Der gesellschaftliche Wert eines Kunstraumes wie der Elbphilharmonie ist zwar immateriell, aber greifbar. Als Gebäude eröffnet es unserem Verständnis von urbanem Leben einen neuen Horizont. Nicht von Ungefähr sind so ziemlich alle Menschen, die es erkunden, erstaunt, beschäftigt, begeistert. So die Stimmen von den Fensterputzern bis zu den Containerkranführern. Und sie beginnen darüber zu sprechen, sich darüber auszutauschen und ihr Verständnis von ihrer Stadt zu verändern.

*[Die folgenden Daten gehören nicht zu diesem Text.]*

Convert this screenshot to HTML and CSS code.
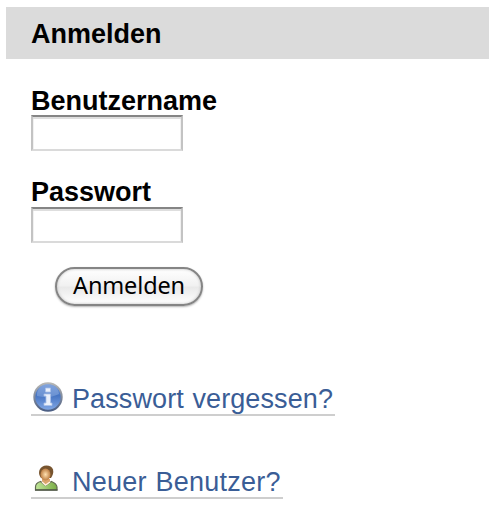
FILE: index.html
```html
<!DOCTYPE html>
<html lang="de">
<head>
<meta charset="utf-8">
<title>Anmelden</title>
<link rel="stylesheet" href="styles.css">
</head>
<body>
<main class="login">
  <h1 class="title">Anmelden</h1>
  <form class="form">
    <label class="label" for="user">Benutzername</label>
    <input class="field" id="user" type="text">
    <label class="label raised" for="pass">Passwort</label>
    <input class="field" id="pass" type="password">
    <button class="submit" type="button">Anmelden</button>
  </form>
  <nav class="links">
    <a class="link forgot" href="#">
      <svg class="icon" viewBox="0 0 32 32">
        <defs>
          <linearGradient id="blue" x2="0" y2="1"><stop offset="0" stop-color="#6f96d8"/><stop offset=".45" stop-color="#4775c3"/><stop offset="1" stop-color="#83a9e6"/></linearGradient>
          <linearGradient id="rim" x2="0" y2="1"><stop offset="0" stop-color="#b6b6b4"/><stop offset="1" stop-color="#4c5f84"/></linearGradient>
        </defs>
        <circle cx="16" cy="16" r="13.7" fill="url(#blue)" stroke="url(#rim)" stroke-width="2"/>
        <path d="M5 15a11 11 0 0 1 22-2q-9 5-22 2z" fill="#9ab5e5" opacity=".45"/>
        <path d="M13.5 7h5v4h-5zM12 13h6.500v9h1.500v2.500h-8v-2.500h2v-7h-2z" fill="#eaf0fb" stroke="#a9c0e9" stroke-width=".8"/>
      </svg>
      <span>Passwort vergessen?</span>
    </a>
    <a class="link register" href="#">
      <svg class="icon" viewBox="0 0 32 32">
        <defs>
          <radialGradient id="skin"><stop offset="0" stop-color="#ffe0b0"/><stop offset="1" stop-color="#bd7e43"/></radialGradient>
          <linearGradient id="shirt"><stop offset="0" stop-color="#c1e69a"/><stop offset="1" stop-color="#79ad45"/></linearGradient>
        </defs>
        <path d="M3.500 26v-3q0-4 5-5.500l5 4 6-4q5 2 5.500 5.500v3z" fill="url(#shirt)" stroke="#626b51" stroke-width="1.200"/>
        <path d="M10 15h8v3l-3 3h-2l-3-3z" fill="#dba56d"/>
        <path d="M9 14q-3-4-1.500-8 2-4.500 7-4.500t6.500 4q1 4-2 8.500z" fill="#77542f"/>
        <ellipse cx="13.500" cy="10.500" rx="5" ry="6" fill="url(#skin)"/>
        <path d="M10 18l3.500 3 4.500-3" fill="none" stroke="#fff1de" stroke-width="1.500"/>
        <path d="M3 26h22.500" stroke="#515849" stroke-width="1.500"/>
      </svg>
      <span>Neuer Benutzer?</span>
    </a>
  </nav>
</main>
</body>
</html>
```
FILE: styles.css
```css
* { box-sizing: border-box; }
body {
  margin: 0;
  background: #fff;
  color: #000;
  font: 27px/30px "Liberation Sans", Arial, sans-serif;
}
.login { padding: 7px 5px 0 6px; }
.title {
  height: 52px;
  margin: 0;
  padding-left: 25px;
  background: #dbdbdb;
  font-size: 27px;
  line-height: 55px;
}
.form {
  display: flex;
  flex-direction: column;
  align-items: flex-start;
  padding: 27px 0 0 25px;
}
.label { height: 29px; font-weight: bold; }
.raised { line-height: 28px; }
.field {
  width: 152px;
  height: 36px;
  margin: 0 0 27px;
  padding: 4px;
  border: 2px solid #c3c3c3;
  border-top-color: #858585;
  border-bottom-color: #dadada;
  border-radius: 0;
  background: #fff;
  box-shadow: inset 0 2px #dedede, inset 1px 0 #f1f1f1, inset -1px 0 #f1f1f1;
  outline: none;
}
.submit {
  width: 148px;
  height: 39px;
  margin: -3px 0 0 24px;
  padding: 0 0 2px;
  border: 2px solid #858585;
  border-radius: 20px;
  background: linear-gradient(#fff 0%, #f1f1f1 48%, #e9e9e9 52%, #fff 100%);
  box-shadow: 0 1px 2px #b5b5b5, inset 0 0 3px #b8b8b8;
  color: #000;
  font: 23.5px/33px "Noto Sans", sans-serif;
  letter-spacing: -.15px;
}
.links {
  display: flex;
  flex-direction: column;
  align-items: flex-start;
  padding: 75px 0 0 25px;
  gap: 48px;
}
.link {
  display: flex;
  height: 35px;
  border-bottom: 2px solid #cecece;
  color: #3a5d96;
  text-decoration: none;
  white-space: nowrap;
  line-height: 37px;
}
.icon { flex: none; width: 32px; height: 32px; margin-right: 8px; margin-left: 1px; }
.forgot { width: 304px; letter-spacing: .1px; word-spacing: 1px; }
.register { width: 252px; letter-spacing: .25px; word-spacing: 1px; }
```
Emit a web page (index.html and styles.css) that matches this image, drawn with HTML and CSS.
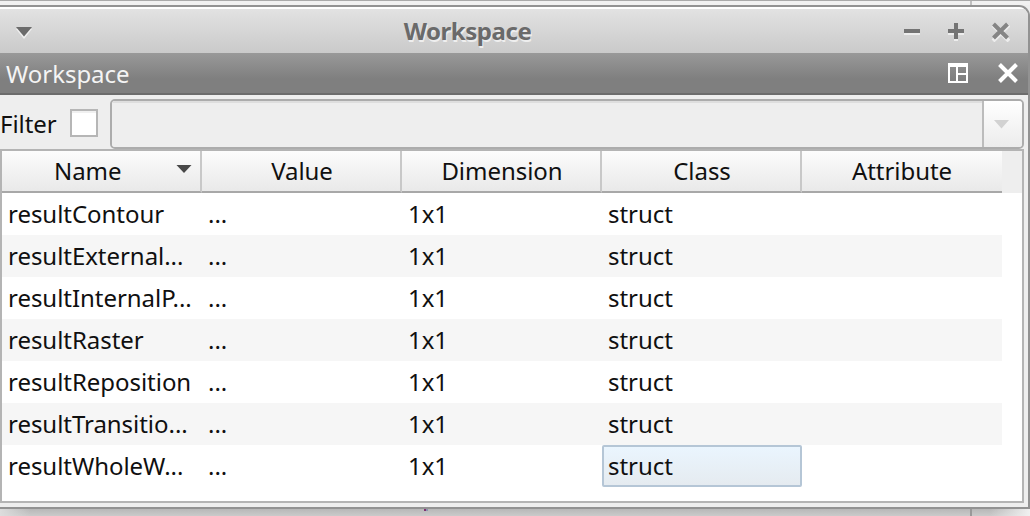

Man muss die Konsequenz des Hamburger Senats loben

Gebäude wie die Elbphilharmonie, die architektonisch und in ihrer Dimension eine ganze Stadt prägen, wie sonst nur von Fürsten oder sehr entschlossenen Bürgern veranlasste öffentliche Großbauten, entstehen heute kaum noch. Wir sind im Zeitalter der sparsamen und funktionalen Lösungen angekommen – nicht zum Wohle unserer Stadtbilder. Man muss die Konsequenz des Hamburger Senats loben, den eingeschlagenen Weg zu Ende gegangen zu sein.
Schließlich das Erste zuletzt: die Musik. Wie drückt man aus, was Musik mit uns zu machen vermag? Die Architekten der Elbphilharmonie haben Musik als den Übergang vom irdischen Boden zur leuchtend-gläsernen Welle, in der sich die Wolken spiegeln, architektonisch-metaphorisch gefasst. Das ist doch ein schönes Bild.
Wir erleben und spiegeln uns in Musik, werden mal traurig, mal froh, mal beschwingt, mal ernst, mal emotional geläutert und mal mit Sinnüberschuss erleuchtet. Wir reflektieren unser Leben als Individuen wie als Gesellschaft in diesem Gegenüber und werden – ja, was? Vielleicht ein bisschen bessere Menschen, vielleicht nur Menschen, die besser ertragen, was zu ertragen ist, vielleicht ein bisschen von beidem. Das ist doch was.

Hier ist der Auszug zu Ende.